• **Problem to solve**
Return, exactly as written, the lines that start at the one holding "What React and" and end at the one holding "FaTimes, FaPlus, FaSort", with both of those lines kept. Skip any pictures.

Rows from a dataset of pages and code
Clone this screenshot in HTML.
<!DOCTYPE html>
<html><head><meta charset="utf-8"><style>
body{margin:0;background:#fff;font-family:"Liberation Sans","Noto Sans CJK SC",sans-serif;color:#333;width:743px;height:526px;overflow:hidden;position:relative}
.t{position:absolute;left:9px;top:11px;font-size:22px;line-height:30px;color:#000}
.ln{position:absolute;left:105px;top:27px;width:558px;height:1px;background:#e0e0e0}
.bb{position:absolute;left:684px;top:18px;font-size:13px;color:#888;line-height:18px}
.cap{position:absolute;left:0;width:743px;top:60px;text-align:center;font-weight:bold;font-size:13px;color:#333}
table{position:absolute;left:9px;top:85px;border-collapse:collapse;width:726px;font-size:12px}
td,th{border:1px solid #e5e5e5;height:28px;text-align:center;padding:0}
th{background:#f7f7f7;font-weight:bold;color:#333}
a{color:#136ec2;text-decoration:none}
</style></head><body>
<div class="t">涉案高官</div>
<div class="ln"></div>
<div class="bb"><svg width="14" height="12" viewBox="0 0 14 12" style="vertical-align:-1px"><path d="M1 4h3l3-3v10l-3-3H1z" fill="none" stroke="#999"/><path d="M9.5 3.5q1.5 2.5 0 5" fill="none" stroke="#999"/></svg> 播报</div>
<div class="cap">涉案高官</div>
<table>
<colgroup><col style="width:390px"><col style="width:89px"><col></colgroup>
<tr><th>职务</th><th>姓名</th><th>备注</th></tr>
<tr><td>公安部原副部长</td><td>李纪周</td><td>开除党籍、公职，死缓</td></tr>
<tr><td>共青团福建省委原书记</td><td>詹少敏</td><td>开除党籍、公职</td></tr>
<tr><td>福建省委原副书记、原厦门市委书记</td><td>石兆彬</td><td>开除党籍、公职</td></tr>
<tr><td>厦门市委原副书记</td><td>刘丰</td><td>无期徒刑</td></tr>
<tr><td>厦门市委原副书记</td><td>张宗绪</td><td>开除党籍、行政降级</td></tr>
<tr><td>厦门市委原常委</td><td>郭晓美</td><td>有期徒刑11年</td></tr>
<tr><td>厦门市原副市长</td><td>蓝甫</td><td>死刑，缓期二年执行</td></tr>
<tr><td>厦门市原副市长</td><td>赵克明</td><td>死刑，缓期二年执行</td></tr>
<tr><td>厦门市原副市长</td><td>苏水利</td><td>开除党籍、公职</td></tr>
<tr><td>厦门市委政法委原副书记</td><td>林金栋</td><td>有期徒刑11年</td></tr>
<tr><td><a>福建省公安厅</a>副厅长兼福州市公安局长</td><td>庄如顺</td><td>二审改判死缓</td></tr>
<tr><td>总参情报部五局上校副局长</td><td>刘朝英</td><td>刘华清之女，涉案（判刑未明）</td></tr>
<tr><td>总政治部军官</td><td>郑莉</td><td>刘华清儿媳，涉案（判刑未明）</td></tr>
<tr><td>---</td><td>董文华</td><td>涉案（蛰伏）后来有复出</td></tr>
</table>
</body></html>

--

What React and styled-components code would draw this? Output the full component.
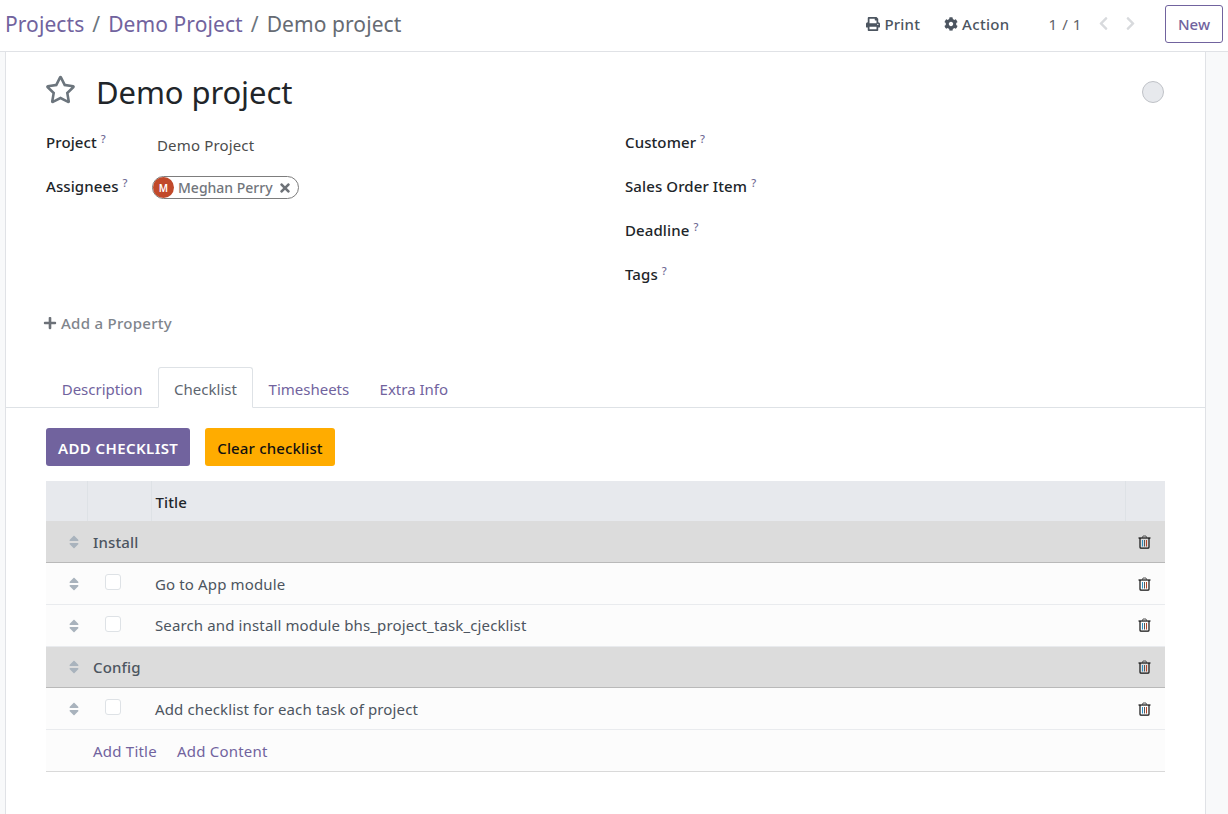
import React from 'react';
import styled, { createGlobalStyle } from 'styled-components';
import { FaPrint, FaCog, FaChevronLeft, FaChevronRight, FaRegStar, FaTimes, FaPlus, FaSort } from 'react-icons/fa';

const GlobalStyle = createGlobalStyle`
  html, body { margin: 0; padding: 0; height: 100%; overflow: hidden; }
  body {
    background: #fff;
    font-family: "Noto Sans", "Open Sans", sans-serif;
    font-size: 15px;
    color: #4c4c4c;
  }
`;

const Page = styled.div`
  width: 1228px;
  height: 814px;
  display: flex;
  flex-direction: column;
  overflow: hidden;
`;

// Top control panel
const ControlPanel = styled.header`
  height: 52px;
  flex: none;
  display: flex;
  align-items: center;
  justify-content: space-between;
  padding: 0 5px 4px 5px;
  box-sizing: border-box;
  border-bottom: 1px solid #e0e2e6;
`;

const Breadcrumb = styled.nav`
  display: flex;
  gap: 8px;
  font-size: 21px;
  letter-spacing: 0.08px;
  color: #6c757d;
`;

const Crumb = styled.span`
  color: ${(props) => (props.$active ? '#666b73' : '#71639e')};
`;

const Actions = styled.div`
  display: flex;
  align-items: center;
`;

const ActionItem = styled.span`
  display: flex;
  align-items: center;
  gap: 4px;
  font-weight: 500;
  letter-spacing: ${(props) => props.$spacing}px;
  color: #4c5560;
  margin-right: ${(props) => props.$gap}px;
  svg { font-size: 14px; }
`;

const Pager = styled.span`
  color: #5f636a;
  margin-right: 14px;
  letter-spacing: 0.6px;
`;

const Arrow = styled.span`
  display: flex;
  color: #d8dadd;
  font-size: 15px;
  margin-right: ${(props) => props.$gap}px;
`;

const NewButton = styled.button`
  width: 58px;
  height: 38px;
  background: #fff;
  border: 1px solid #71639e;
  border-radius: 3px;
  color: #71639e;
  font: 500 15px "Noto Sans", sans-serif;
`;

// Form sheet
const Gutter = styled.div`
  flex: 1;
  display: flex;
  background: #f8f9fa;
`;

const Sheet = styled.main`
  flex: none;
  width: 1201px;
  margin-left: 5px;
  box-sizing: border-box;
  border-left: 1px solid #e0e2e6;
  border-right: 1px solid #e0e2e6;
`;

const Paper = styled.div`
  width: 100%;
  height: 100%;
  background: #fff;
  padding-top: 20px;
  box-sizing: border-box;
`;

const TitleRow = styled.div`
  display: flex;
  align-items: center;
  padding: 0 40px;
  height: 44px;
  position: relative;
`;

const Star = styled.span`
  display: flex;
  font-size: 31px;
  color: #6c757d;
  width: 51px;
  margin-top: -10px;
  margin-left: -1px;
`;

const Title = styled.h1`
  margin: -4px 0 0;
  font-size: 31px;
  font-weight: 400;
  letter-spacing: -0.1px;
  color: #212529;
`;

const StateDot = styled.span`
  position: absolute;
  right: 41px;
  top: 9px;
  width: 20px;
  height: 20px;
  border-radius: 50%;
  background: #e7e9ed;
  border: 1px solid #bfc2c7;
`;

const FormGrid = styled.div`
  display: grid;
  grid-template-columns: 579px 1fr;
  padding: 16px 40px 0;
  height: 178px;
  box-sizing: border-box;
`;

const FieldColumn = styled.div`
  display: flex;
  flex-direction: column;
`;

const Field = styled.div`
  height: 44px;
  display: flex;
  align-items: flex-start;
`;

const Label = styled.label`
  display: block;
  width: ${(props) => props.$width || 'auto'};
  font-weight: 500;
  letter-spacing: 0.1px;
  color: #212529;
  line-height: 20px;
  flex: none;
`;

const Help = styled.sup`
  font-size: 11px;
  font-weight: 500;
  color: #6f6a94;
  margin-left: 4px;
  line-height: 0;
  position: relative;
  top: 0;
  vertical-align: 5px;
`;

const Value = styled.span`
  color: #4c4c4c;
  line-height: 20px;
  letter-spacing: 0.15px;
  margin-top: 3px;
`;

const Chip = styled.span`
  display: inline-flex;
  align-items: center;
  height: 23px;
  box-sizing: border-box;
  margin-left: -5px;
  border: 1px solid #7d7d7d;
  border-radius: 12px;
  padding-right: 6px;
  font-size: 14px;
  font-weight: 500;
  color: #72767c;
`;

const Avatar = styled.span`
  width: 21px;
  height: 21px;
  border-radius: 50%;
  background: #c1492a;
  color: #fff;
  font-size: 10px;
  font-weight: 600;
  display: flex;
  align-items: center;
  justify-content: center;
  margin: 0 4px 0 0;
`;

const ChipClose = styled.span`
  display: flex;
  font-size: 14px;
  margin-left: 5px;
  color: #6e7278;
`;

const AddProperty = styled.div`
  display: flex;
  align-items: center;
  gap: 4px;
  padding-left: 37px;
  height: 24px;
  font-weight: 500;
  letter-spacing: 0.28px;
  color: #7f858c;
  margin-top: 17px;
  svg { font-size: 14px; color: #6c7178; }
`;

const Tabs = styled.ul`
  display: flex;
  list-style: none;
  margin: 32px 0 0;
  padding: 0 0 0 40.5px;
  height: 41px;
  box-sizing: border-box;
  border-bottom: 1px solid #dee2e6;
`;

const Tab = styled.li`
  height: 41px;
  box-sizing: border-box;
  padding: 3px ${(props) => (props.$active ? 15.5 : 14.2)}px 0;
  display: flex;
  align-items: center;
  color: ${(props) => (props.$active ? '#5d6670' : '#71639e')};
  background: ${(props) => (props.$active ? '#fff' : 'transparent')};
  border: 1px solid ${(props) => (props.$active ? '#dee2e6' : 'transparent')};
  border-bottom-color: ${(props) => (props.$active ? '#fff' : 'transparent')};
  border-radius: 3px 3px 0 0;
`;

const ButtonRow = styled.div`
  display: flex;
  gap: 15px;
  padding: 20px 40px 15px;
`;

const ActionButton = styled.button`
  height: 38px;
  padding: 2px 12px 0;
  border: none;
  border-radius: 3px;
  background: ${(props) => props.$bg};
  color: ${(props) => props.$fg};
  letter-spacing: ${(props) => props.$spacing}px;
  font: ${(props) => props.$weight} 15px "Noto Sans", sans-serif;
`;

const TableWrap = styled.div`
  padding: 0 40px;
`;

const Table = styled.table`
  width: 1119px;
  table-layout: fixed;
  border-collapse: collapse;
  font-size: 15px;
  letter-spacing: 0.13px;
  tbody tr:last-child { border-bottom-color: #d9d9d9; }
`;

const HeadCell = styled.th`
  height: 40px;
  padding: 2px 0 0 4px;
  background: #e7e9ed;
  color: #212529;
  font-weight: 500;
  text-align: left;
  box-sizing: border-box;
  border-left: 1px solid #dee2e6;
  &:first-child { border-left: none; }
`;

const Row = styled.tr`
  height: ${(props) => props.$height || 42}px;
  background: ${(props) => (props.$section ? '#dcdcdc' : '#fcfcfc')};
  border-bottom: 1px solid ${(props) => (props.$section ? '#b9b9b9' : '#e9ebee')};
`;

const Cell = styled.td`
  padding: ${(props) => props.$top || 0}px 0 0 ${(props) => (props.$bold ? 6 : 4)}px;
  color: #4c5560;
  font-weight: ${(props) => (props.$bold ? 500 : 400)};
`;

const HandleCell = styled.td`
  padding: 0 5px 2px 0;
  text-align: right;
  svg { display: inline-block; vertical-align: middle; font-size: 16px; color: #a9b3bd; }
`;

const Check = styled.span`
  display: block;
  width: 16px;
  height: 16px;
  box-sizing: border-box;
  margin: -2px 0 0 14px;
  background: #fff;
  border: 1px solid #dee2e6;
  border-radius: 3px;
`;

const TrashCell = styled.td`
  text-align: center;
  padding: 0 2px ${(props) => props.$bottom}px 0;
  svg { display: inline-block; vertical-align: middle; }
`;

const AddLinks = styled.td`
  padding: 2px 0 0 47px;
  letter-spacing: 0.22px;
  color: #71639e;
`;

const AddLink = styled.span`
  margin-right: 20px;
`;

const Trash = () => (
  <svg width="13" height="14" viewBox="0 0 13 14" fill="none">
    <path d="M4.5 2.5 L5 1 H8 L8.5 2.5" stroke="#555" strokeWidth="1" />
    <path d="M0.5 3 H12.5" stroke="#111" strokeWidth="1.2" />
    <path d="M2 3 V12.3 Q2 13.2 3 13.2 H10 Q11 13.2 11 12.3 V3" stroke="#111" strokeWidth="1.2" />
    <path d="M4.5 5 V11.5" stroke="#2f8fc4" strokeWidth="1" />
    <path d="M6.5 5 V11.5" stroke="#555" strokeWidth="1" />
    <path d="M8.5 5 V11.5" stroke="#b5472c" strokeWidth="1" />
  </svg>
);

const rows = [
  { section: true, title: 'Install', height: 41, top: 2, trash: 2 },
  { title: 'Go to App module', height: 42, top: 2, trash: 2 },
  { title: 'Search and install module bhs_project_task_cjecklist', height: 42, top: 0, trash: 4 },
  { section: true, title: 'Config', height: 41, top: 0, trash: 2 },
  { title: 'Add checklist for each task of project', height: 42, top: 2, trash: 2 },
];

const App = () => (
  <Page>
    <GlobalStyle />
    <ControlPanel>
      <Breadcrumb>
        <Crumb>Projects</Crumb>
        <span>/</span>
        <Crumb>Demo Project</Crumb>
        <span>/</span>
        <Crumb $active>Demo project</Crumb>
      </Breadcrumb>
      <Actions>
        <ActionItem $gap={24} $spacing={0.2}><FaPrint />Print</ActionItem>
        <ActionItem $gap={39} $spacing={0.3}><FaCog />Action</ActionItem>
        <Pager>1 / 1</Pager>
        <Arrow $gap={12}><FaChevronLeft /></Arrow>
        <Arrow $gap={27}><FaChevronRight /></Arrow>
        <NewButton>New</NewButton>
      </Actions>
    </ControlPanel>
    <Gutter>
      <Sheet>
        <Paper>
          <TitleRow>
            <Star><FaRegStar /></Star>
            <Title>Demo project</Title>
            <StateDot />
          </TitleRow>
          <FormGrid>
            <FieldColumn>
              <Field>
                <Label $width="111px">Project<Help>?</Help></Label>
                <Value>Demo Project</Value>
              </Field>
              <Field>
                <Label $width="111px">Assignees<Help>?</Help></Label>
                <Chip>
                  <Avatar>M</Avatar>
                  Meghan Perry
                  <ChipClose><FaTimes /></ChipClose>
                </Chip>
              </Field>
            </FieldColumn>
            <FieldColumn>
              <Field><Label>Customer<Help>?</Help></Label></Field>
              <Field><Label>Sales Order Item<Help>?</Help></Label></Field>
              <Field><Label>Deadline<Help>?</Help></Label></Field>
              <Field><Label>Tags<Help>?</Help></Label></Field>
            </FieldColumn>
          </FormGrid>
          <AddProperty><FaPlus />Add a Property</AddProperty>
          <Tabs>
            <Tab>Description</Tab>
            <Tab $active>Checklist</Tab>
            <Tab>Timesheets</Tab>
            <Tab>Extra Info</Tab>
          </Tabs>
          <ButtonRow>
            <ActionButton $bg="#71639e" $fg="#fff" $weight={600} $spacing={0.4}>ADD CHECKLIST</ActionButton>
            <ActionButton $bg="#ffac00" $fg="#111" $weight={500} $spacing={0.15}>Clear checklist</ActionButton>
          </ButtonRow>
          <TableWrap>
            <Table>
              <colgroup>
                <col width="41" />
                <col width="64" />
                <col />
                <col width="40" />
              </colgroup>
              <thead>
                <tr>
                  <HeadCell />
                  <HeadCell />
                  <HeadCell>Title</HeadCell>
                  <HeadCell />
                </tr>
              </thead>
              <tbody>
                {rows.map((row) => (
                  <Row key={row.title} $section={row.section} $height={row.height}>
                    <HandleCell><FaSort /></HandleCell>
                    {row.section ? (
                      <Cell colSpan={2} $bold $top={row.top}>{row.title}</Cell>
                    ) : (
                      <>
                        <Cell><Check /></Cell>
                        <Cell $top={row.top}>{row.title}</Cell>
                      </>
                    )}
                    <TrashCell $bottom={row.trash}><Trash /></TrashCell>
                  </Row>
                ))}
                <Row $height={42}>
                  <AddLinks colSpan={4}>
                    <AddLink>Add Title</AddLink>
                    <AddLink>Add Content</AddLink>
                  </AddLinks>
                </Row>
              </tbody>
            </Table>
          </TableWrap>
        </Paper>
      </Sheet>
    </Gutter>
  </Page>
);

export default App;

==

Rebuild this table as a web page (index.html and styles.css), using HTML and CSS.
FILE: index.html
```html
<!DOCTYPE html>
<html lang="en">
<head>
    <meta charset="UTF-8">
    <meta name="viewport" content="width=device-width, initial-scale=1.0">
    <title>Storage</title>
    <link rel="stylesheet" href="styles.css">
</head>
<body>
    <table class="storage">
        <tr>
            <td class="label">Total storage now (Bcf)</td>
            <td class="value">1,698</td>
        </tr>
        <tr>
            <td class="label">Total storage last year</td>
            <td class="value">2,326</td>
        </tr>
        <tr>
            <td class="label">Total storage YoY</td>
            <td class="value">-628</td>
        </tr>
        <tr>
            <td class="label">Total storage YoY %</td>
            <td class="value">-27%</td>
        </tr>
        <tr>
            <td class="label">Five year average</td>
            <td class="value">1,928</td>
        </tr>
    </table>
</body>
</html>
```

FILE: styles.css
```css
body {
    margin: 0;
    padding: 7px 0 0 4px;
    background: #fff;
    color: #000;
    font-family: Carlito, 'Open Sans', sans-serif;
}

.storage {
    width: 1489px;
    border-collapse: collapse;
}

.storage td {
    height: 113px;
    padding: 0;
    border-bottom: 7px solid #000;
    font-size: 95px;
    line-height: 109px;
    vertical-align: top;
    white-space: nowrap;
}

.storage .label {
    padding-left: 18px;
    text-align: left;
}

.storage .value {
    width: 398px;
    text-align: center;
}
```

• **Output for this exercise**
What React and styled-components code would draw this? Output the full component.
import React from 'react';
import styled, { createGlobalStyle } from 'styled-components';
import { FaPrint, FaCog, FaChevronLeft, FaChevronRight, FaRegStar, FaTimes, FaPlus, FaSort } from 'react-icons/fa';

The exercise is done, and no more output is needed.